Dominican police, soldiers increasingly getting in the drug trade

Frances Robles - Miami Herald

April 20, 2011 07:32 AM

SANTO DOMINGO — Elías Enmanuel Núñez is an ex-cop on the run.

The former lieutenant with the Dominican Republic’s National Police anti-narcotics unit accused his supervisors of protecting drug dealers and stealing dope. He was fired, threatened with death, and officially logged as one of the 5,000 crooked police officers, soldiers or anti-narcotics agents sacked in the past three years.

“I would arrest a drug dealer for having however many kilos of cocaine, and the next day the drugs I seized would be gone, and the guy would be back on his corner,” Núñez told The Miami Herald. “I did not offer myself to that kind of thing, and now I can’t even get a job as a security guard.”

Núñez eventually went public, and the colonels in question were suspended. They are among thousands of law enforcement officers that Dominican authorities acknowledge have become hit men, thieves or drug traffickers. Many formed business partnerships with the Dominican drug dealers and Colombian cartels that move massive amounts of cocaine by land and sea through the island of Hispaniola.

As more Colombian drugs move through the Dominican Republic on their way to Europe and the United States, traffickers have corrupted the very institutions charged with keeping them at bay, destabilizing already weak agencies plagued by low pay and graft.
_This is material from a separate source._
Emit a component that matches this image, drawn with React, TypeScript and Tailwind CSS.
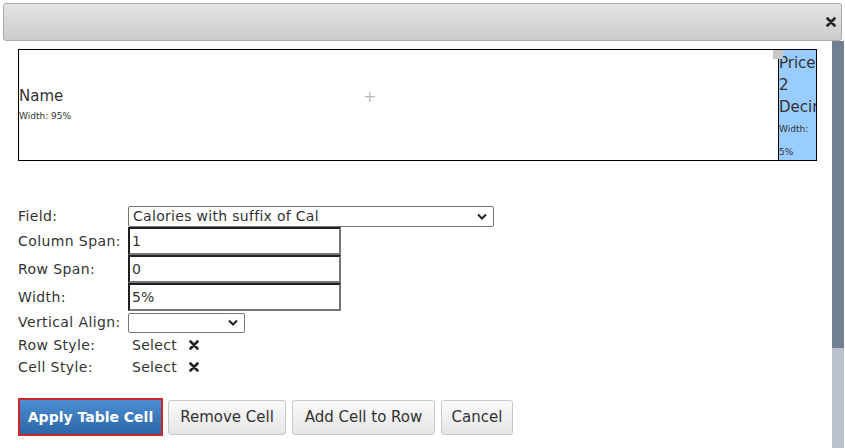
import React from "react";

function Label({ children }: { children: React.ReactNode }) {
  return <div className="w-[110px] shrink-0 whitespace-nowrap tracking-[0.4px]">{children}</div>;
}

function TextBox({ value }: { value: string }) {
  return (
    <div className="w-[213px] h-[28px] border-2 border-t-[#1f1f1f] border-l-[#1f1f1f] border-r-[#767676] border-b-[#767676] px-[2px] leading-[24px] bg-white">
      {value}
    </div>
  );
}

function Chevron() {
  return (
    <svg width="10" height="7" viewBox="0 0 10 7" className="shrink-0">
      <path d="M1 1.5 L5 5.5 L9 1.5" fill="none" stroke="#222" strokeWidth="2" />
    </svg>
  );
}

function Cross() {
  return (
    <svg width="10" height="10" viewBox="0 0 10 10">
      <path d="M1.5 1.5 L8.5 8.5 M8.5 1.5 L1.5 8.5" stroke="#222" strokeWidth="2.6" strokeLinecap="round" />
    </svg>
  );
}

function GrayButton({ children, w }: { children: React.ReactNode; w: string }) {
  return (
    <div
      className={`${w} h-[35px] rounded-[3px] border border-[#c8c8c8] bg-gradient-to-b from-[#fafafa] to-[#e6e6e6] flex items-center justify-center text-[#333] text-[15px]`}
    >
      {children}
    </div>
  );
}

export default function App() {
  return (
    <div
      className="w-[845px] h-[448px] bg-white overflow-hidden relative text-[#333]"
      style={{ fontFamily: '"DejaVu Sans", Verdana, sans-serif' }}
    >
      {/* title bar */}
      <div className="mx-[3px] mt-[3px] h-[38px] rounded-[3px] border border-[#aaa] bg-gradient-to-b from-[#e4e4e4] to-[#cbcbcb] flex items-center justify-end pr-[5px]">
        <Cross />
      </div>

      <div className="flex">
        <div className="flex-1 pl-[18px] pr-[15px] pt-[8px]">
          {/* table preview */}
          <div className="h-[112px] border border-black flex">
            <div className="flex-1 relative flex flex-col justify-center">
              <div className="text-[15px] leading-[20px] -mt-[1px]">Name</div>
              <div className="text-[9px] leading-[14px] mt-[3px]">Width: 95%</div>
              <div className="absolute left-[344px] top-[35px] text-[#bbb] text-[16px]">+</div>
              <div className="absolute right-[-5px] top-0 w-[10px] h-[9px] bg-[#c8c8c8]" />
            </div>
            <div className="w-[38px] bg-[#99ccff] border-l border-black overflow-hidden text-[#333] pt-[2px]">
              <div className="text-[15px] leading-[22px] whitespace-nowrap">Price</div>
              <div className="text-[15px] leading-[22px]">2</div>
              <div className="text-[15px] leading-[22px] whitespace-nowrap">Decimal</div>
              <div className="text-[9px] leading-[23px]">Width:</div>
              <div className="text-[9px] leading-[23px]">5%</div>
            </div>
          </div>

          {/* form */}
          <div className="mt-[45px] text-[14px] flex flex-col">
            <div className="flex items-center h-[21px]">
              <Label>Field:</Label>
              <div className="w-[366px] h-[21px] border border-[#767676] rounded-[2px] flex items-center justify-between pl-[4px] pr-[6px]">
                <span className="tracking-[0.3px]">Calories with suffix of Cal</span>
                <Chevron />
              </div>
            </div>
            <div className="flex items-center">
              <Label>Column Span:</Label>
              <TextBox value="1" />
            </div>
            <div className="flex items-center">
              <Label>Row Span:</Label>
              <TextBox value="0" />
            </div>
            <div className="flex items-center">
              <Label>Width:</Label>
              <TextBox value="5%" />
            </div>
            <div className="flex items-center h-[23px]">
              <Label>Vertical Align:</Label>
              <div className="w-[117px] h-[20px] border border-[#767676] rounded-[2px] flex items-center justify-end pr-[6px]">
                <Chevron />
              </div>
            </div>
            <div className="flex items-center h-[22px]">
              <Label>Row Style:</Label>
              <span className="ml-[4px] tracking-[0.3px]">Select</span>
              <span className="ml-[12px] flex"><Cross /></span>
            </div>
            <div className="flex items-center h-[22px]">
              <Label>Cell Style:</Label>
              <span className="ml-[4px] tracking-[0.3px]">Select</span>
              <span className="ml-[12px] flex"><Cross /></span>
            </div>
          </div>

          {/* buttons */}
          <div className="mt-[20px] flex items-center">
            <div className="w-[145px] h-[38px] border-2 border-[#d2232a] bg-gradient-to-b from-[#4b8dd3] to-[#2c68a8] flex items-center justify-center text-white text-[14px] font-bold">
              Apply Table Cell
            </div>
            <div className="ml-[5px]"><GrayButton w="w-[118px]">Remove Cell</GrayButton></div>
            <div className="ml-[6px]"><GrayButton w="w-[143px]">Add Cell to Row</GrayButton></div>
            <div className="ml-[6px]"><GrayButton w="w-[72px]">Cancel</GrayButton></div>
          </div>
        </div>

        {/* scrollbar */}
        <div className="w-[12px] mr-[1px] h-[407px] flex flex-col">
          <div className="h-[307px] bg-[#708090]" />
          <div className="flex-1 bg-[#b9c2ca]" />
        </div>
      </div>
    </div>
  );
}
Entire trafficking networks have been dismantled from within the armed forces, National Police and the country’s specialized quasi-military anti-drug corps. More than 20 percent of the National Drug Control Directorate, the country’s equivalent of the DEA, was fired last year, underscoring the need for massive reform in a country where U.S. anti-drug aid has dwindled.

“There is no question that most of the heavy lifting in drug trafficking in the Dominican Republic is being done by the military: They are the ones who facilitate the entry of drugs,” said Miami attorney Joaquin Perez, who represents traffickers. “They get a commission, in the form of drugs, and then find someone to sell it.”